[start Collected data]
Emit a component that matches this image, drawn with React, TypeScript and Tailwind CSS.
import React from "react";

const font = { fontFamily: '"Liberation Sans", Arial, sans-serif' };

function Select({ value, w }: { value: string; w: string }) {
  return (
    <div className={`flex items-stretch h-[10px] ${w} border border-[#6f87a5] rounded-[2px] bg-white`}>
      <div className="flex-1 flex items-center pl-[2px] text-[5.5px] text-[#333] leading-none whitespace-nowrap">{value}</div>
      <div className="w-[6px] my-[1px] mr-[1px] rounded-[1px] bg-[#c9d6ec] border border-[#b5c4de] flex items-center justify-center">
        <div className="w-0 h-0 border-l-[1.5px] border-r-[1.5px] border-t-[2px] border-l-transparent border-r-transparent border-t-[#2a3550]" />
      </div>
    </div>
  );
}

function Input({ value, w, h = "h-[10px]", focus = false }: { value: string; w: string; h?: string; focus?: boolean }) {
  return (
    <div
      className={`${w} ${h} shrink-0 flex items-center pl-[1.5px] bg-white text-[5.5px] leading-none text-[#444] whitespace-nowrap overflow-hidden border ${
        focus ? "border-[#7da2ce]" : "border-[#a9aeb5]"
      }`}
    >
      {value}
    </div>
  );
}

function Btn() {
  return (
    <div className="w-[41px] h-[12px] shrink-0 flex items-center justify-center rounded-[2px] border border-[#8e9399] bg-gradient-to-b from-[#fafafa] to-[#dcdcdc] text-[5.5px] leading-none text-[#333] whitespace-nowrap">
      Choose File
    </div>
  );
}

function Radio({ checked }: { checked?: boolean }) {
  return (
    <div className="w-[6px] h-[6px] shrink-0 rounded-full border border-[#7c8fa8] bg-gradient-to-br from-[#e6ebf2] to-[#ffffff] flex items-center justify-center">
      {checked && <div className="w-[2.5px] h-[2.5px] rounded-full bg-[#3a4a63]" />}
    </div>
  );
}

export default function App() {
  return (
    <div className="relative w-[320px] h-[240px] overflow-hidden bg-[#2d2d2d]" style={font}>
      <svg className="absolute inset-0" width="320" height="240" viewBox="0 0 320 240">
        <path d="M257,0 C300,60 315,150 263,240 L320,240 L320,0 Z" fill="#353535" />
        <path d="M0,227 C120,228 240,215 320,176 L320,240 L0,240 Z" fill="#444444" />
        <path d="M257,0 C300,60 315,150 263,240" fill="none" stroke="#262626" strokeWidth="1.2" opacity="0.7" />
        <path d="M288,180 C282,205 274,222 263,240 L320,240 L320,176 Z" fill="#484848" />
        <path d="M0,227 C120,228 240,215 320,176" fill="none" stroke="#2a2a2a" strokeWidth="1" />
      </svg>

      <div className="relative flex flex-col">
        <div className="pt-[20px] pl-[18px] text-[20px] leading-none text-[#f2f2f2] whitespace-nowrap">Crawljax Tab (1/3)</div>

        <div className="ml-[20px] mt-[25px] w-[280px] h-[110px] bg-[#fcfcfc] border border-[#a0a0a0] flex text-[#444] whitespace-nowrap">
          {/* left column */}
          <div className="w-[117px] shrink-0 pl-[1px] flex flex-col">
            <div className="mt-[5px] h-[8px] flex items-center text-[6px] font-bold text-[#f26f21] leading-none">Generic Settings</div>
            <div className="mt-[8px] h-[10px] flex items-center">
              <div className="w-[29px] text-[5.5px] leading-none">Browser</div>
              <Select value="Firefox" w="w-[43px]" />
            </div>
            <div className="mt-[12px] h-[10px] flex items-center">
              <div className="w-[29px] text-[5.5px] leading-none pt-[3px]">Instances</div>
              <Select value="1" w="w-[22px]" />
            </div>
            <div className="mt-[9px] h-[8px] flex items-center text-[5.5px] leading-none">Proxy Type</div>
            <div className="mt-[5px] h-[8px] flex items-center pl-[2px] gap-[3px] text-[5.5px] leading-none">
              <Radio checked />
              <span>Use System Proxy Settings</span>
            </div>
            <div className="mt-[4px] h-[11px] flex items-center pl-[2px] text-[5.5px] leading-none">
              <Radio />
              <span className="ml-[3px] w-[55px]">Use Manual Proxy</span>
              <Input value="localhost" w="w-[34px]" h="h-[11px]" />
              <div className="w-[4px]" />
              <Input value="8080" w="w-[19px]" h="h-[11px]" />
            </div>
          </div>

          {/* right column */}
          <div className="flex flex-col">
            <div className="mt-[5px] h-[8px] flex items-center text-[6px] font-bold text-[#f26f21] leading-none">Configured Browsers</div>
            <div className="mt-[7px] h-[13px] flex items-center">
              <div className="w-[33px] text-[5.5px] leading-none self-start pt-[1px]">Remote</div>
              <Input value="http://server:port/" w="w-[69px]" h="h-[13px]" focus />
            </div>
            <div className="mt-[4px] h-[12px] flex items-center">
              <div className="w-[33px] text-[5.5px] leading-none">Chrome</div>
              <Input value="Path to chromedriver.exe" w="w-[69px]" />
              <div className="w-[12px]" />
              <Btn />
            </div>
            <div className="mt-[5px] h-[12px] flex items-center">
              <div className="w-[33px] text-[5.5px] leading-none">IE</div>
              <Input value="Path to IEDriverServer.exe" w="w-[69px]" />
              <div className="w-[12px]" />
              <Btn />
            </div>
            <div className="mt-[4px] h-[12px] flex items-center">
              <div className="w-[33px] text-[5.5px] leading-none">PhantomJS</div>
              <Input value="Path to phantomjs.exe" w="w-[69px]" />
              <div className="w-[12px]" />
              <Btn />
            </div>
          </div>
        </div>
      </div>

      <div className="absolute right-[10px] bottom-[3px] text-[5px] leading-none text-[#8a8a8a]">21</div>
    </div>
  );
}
[end Collected data]
For each line of the listing that holds the word "React", show that line.

Emit a component that matches this image, drawn with React, TypeScript and Tailwind CSS.
import React from "react";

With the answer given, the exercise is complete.